> _Aim of the task_:
Give an exact transcription of every line, dropping the images.

--- Begin Given information ---

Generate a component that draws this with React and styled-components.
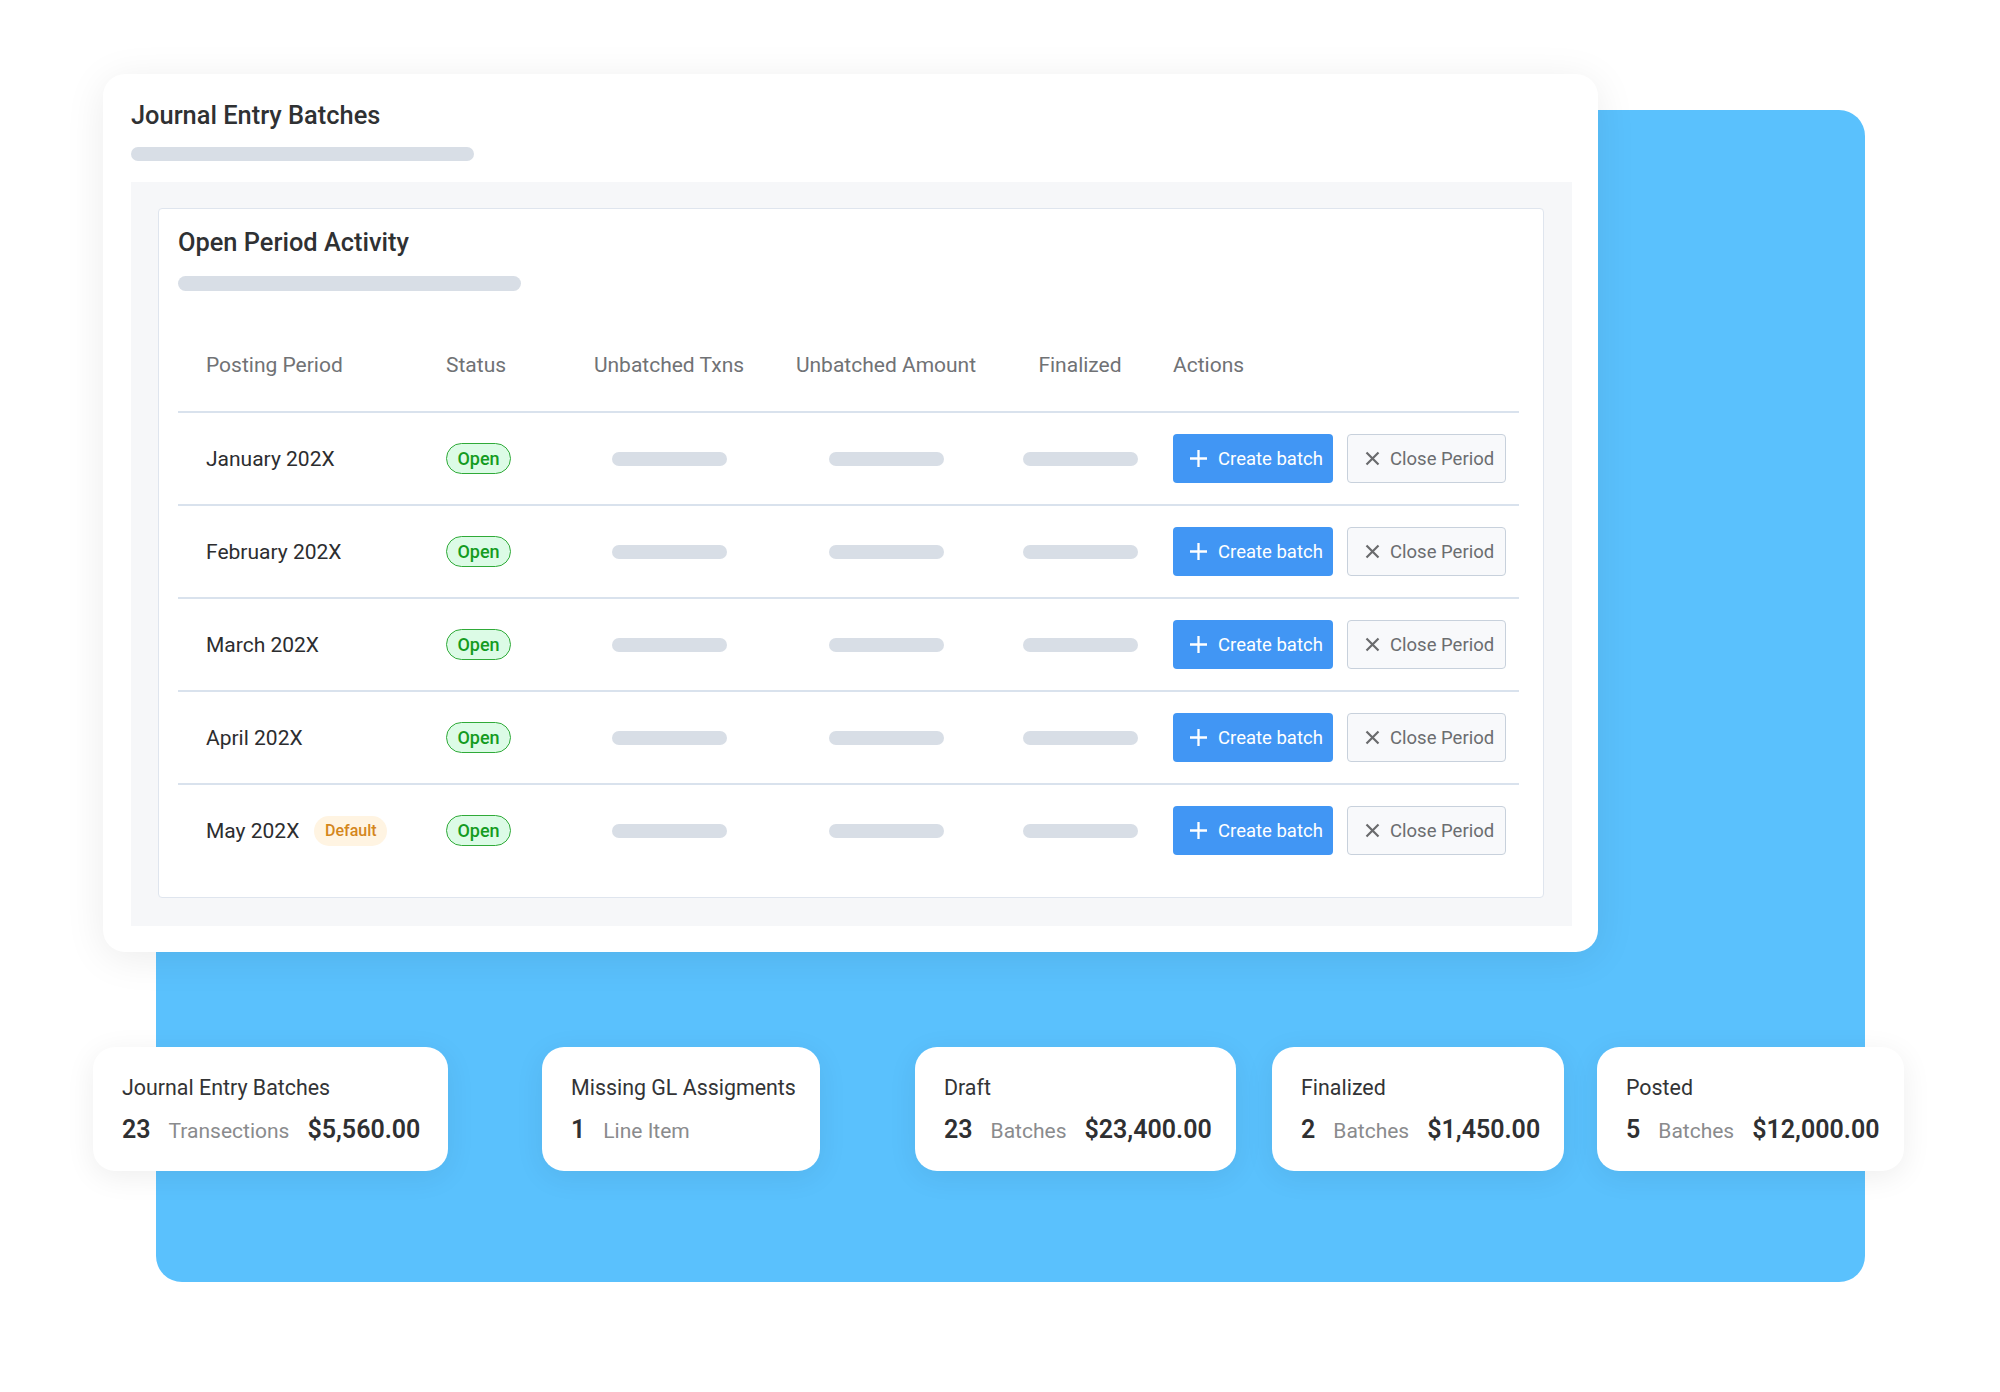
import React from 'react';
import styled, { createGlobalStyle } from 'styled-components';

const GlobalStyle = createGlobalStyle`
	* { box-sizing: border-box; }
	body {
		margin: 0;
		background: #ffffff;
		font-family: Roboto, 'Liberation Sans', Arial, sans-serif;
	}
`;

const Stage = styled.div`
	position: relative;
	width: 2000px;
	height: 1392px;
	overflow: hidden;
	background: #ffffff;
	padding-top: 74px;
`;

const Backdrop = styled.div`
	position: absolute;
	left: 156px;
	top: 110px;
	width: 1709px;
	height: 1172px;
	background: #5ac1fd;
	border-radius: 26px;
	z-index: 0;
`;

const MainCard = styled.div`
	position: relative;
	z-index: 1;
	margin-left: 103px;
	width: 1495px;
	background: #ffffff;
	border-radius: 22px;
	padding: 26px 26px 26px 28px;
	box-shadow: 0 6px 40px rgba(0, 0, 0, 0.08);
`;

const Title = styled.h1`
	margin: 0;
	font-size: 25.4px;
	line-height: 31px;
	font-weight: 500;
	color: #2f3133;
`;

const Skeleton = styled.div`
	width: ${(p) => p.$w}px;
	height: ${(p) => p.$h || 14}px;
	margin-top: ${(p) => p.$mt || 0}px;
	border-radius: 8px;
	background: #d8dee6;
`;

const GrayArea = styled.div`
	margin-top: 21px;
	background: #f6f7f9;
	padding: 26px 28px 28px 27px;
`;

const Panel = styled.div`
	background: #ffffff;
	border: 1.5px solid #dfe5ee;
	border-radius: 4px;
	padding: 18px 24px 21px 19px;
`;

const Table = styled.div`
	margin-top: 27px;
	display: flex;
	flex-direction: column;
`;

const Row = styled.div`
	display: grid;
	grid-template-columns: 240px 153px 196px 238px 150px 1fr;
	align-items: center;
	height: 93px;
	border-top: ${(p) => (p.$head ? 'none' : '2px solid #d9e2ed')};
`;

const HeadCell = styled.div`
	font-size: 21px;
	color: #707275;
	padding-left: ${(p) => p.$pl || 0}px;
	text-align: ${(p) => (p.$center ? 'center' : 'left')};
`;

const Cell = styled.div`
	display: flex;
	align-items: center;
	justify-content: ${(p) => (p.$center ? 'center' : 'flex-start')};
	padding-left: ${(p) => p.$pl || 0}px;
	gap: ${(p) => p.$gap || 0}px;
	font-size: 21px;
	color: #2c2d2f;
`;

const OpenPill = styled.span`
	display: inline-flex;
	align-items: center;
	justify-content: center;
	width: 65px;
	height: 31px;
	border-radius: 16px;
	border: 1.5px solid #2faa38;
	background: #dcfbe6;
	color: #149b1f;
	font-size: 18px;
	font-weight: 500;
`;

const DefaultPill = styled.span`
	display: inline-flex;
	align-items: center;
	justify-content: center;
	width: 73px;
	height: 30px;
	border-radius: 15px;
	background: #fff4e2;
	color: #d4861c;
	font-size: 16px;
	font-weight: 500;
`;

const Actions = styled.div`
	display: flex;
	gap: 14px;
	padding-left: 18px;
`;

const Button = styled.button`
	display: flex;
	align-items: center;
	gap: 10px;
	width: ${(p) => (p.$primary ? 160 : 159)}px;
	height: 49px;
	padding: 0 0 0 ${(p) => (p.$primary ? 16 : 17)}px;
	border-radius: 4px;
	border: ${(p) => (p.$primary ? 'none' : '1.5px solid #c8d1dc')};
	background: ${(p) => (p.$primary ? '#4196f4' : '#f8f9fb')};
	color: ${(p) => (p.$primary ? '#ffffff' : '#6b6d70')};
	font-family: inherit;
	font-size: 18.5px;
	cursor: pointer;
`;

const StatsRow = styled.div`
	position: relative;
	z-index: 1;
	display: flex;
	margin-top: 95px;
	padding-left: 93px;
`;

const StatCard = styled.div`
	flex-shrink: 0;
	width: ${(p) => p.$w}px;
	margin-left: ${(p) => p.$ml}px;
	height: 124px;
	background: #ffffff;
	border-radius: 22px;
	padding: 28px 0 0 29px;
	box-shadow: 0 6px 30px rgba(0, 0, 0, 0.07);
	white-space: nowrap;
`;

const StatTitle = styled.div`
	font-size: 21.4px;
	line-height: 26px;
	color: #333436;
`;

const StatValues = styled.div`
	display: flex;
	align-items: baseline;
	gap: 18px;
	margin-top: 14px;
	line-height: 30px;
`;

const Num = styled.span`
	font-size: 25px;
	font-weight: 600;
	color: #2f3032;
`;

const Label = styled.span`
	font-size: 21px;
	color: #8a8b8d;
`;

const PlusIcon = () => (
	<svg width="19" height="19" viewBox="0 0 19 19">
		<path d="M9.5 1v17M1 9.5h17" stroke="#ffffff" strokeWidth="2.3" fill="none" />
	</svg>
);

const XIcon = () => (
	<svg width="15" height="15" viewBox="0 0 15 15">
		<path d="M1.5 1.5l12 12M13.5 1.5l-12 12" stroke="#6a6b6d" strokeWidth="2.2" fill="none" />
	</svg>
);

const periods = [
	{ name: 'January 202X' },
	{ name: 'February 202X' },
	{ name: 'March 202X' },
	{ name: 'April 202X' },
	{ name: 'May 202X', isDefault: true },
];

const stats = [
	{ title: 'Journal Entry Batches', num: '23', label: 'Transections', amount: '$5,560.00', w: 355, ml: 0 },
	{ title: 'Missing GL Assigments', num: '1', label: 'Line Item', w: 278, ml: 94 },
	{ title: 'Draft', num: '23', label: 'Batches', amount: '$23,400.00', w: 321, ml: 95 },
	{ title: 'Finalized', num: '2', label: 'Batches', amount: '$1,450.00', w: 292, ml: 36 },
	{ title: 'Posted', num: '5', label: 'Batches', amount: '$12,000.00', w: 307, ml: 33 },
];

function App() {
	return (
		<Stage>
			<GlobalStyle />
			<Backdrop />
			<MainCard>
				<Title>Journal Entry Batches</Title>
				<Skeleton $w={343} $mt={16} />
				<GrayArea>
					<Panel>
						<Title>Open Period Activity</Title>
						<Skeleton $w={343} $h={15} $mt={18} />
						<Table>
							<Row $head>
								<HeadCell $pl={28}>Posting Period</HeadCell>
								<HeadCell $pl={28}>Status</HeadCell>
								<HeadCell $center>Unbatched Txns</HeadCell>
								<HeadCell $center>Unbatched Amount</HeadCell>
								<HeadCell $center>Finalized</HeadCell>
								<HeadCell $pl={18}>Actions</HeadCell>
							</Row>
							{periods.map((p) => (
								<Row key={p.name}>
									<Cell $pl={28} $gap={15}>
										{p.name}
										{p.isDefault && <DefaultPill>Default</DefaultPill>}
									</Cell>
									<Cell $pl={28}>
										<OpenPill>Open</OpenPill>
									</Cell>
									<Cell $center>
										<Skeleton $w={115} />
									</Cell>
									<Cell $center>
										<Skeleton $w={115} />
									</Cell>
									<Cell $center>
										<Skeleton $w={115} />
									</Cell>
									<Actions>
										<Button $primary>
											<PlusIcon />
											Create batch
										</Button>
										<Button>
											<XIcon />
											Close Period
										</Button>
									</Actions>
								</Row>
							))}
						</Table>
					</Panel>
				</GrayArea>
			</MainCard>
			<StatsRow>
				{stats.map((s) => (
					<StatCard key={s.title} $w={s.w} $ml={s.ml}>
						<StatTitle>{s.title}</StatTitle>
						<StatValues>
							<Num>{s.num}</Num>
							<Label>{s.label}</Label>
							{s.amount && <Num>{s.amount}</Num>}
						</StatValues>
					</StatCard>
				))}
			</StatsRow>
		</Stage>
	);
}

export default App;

--- End Given information ---

> _Solution for this task_:
Generate a component that draws this with React and styled-components.
import React from 'react';
import styled, { createGlobalStyle } from 'styled-components';

const GlobalStyle = createGlobalStyle`
	* { box-sizing: border-box; }
	body {
		margin: 0;
		background: #ffffff;
		font-family: Roboto, 'Liberation Sans', Arial, sans-serif;
	}
`;

const Stage = styled.div`
	position: relative;
	width: 2000px;
	height: 1392px;
	overflow: hidden;
	background: #ffffff;
	padding-top: 74px;
`;

const Backdrop = styled.div`
	position: absolute;
	left: 156px;
	top: 110px;
	width: 1709px;
	height: 1172px;
	background: #5ac1fd;
	border-radius: 26px;
	z-index: 0;
`;

const MainCard = styled.div`
	position: relative;
	z-index: 1;
	margin-left: 103px;
	width: 1495px;
	background: #ffffff;
	border-radius: 22px;
	padding: 26px 26px 26px 28px;
	box-shadow: 0 6px 40px rgba(0, 0, 0, 0.08);
`;

const Title = styled.h1`
	margin: 0;
	font-size: 25.4px;
	line-height: 31px;
	font-weight: 500;
	color: #2f3133;
`;

const Skeleton = styled.div`
	width: ${(p) => p.$w}px;
	height: ${(p) => p.$h || 14}px;
	margin-top: ${(p) => p.$mt || 0}px;
	border-radius: 8px;
	background: #d8dee6;
`;

const GrayArea = styled.div`
	margin-top: 21px;
	background: #f6f7f9;
	padding: 26px 28px 28px 27px;
`;

const Panel = styled.div`
	background: #ffffff;
	border: 1.5px solid #dfe5ee;
	border-radius: 4px;
	padding: 18px 24px 21px 19px;
`;

const Table = styled.div`
	margin-top: 27px;
	display: flex;
	flex-direction: column;
`;

const Row = styled.div`
	display: grid;
	grid-template-columns: 240px 153px 196px 238px 150px 1fr;
	align-items: center;
	height: 93px;
	border-top: ${(p) => (p.$head ? 'none' : '2px solid #d9e2ed')};
`;

const HeadCell = styled.div`
	font-size: 21px;
	color: #707275;
	padding-left: ${(p) => p.$pl || 0}px;
	text-align: ${(p) => (p.$center ? 'center' : 'left')};
`;

const Cell = styled.div`
	display: flex;
	align-items: center;
	justify-content: ${(p) => (p.$center ? 'center' : 'flex-start')};
	padding-left: ${(p) => p.$pl || 0}px;
	gap: ${(p) => p.$gap || 0}px;
	font-size: 21px;
	color: #2c2d2f;
`;

const OpenPill = styled.span`
	display: inline-flex;
	align-items: center;
	justify-content: center;
	width: 65px;
	height: 31px;
	border-radius: 16px;
	border: 1.5px solid #2faa38;
	background: #dcfbe6;
	color: #149b1f;
	font-size: 18px;
	font-weight: 500;
`;

const DefaultPill = styled.span`
	display: inline-flex;
	align-items: center;
	justify-content: center;
	width: 73px;
	height: 30px;
	border-radius: 15px;
	background: #fff4e2;
	color: #d4861c;
	font-size: 16px;
	font-weight: 500;
`;

const Actions = styled.div`
	display: flex;
	gap: 14px;
	padding-left: 18px;
`;

const Button = styled.button`
	display: flex;
	align-items: center;
	gap: 10px;
	width: ${(p) => (p.$primary ? 160 : 159)}px;
	height: 49px;
	padding: 0 0 0 ${(p) => (p.$primary ? 16 : 17)}px;
	border-radius: 4px;
	border: ${(p) => (p.$primary ? 'none' : '1.5px solid #c8d1dc')};
	background: ${(p) => (p.$primary ? '#4196f4' : '#f8f9fb')};
	color: ${(p) => (p.$primary ? '#ffffff' : '#6b6d70')};
	font-family: inherit;
	font-size: 18.5px;
	cursor: pointer;
`;

const StatsRow = styled.div`
	position: relative;
	z-index: 1;
	display: flex;
	margin-top: 95px;
	padding-left: 93px;
`;

const StatCard = styled.div`
	flex-shrink: 0;
	width: ${(p) => p.$w}px;
	margin-left: ${(p) => p.$ml}px;
	height: 124px;
	background: #ffffff;
	border-radius: 22px;
	padding: 28px 0 0 29px;
	box-shadow: 0 6px 30px rgba(0, 0, 0, 0.07);
	white-space: nowrap;
`;

const StatTitle = styled.div`
	font-size: 21.4px;
	line-height: 26px;
	color: #333436;
`;

const StatValues = styled.div`
	display: flex;
	align-items: baseline;
	gap: 18px;
	margin-top: 14px;
	line-height: 30px;
`;

const Num = styled.span`
	font-size: 25px;
	font-weight: 600;
	color: #2f3032;
`;

const Label = styled.span`
	font-size: 21px;
	color: #8a8b8d;
`;

const PlusIcon = () => (
	<svg width="19" height="19" viewBox="0 0 19 19">
		<path d="M9.5 1v17M1 9.5h17" stroke="#ffffff" strokeWidth="2.3" fill="none" />
	</svg>
);

const XIcon = () => (
	<svg width="15" height="15" viewBox="0 0 15 15">
		<path d="M1.5 1.5l12 12M13.5 1.5l-12 12" stroke="#6a6b6d" strokeWidth="2.2" fill="none" />
	</svg>
);

const periods = [
	{ name: 'January 202X' },
	{ name: 'February 202X' },
	{ name: 'March 202X' },
	{ name: 'April 202X' },
	{ name: 'May 202X', isDefault: true },
];

const stats = [
	{ title: 'Journal Entry Batches', num: '23', label: 'Transections', amount: '$5,560.00', w: 355, ml: 0 },
	{ title: 'Missing GL Assigments', num: '1', label: 'Line Item', w: 278, ml: 94 },
	{ title: 'Draft', num: '23', label: 'Batches', amount: '$23,400.00', w: 321, ml: 95 },
	{ title: 'Finalized', num: '2', label: 'Batches', amount: '$1,450.00', w: 292, ml: 36 },
	{ title: 'Posted', num: '5', label: 'Batches', amount: '$12,000.00', w: 307, ml: 33 },
];

function App() {
	return (
		<Stage>
			<GlobalStyle />
			<Backdrop />
			<MainCard>
				<Title>Journal Entry Batches</Title>
				<Skeleton $w={343} $mt={16} />
				<GrayArea>
					<Panel>
						<Title>Open Period Activity</Title>
						<Skeleton $w={343} $h={15} $mt={18} />
						<Table>
							<Row $head>
								<HeadCell $pl={28}>Posting Period</HeadCell>
								<HeadCell $pl={28}>Status</HeadCell>
								<HeadCell $center>Unbatched Txns</HeadCell>
								<HeadCell $center>Unbatched Amount</HeadCell>
								<HeadCell $center>Finalized</HeadCell>
								<HeadCell $pl={18}>Actions</HeadCell>
							</Row>
							{periods.map((p) => (
								<Row key={p.name}>
									<Cell $pl={28} $gap={15}>
										{p.name}
										{p.isDefault && <DefaultPill>Default</DefaultPill>}
									</Cell>
									<Cell $pl={28}>
										<OpenPill>Open</OpenPill>
									</Cell>
									<Cell $center>
										<Skeleton $w={115} />
									</Cell>
									<Cell $center>
										<Skeleton $w={115} />
									</Cell>
									<Cell $center>
										<Skeleton $w={115} />
									</Cell>
									<Actions>
										<Button $primary>
											<PlusIcon />
											Create batch
										</Button>
										<Button>
											<XIcon />
											Close Period
										</Button>
									</Actions>
								</Row>
							))}
						</Table>
					</Panel>
				</GrayArea>
			</MainCard>
			<StatsRow>
				{stats.map((s) => (
					<StatCard key={s.title} $w={s.w} $ml={s.ml}>
						<StatTitle>{s.title}</StatTitle>
						<StatValues>
							<Num>{s.num}</Num>
							<Label>{s.label}</Label>
							{s.amount && <Num>{s.amount}</Num>}
						</StatValues>
					</StatCard>
				))}
			</StatsRow>
		</Stage>
	);
}

export default App;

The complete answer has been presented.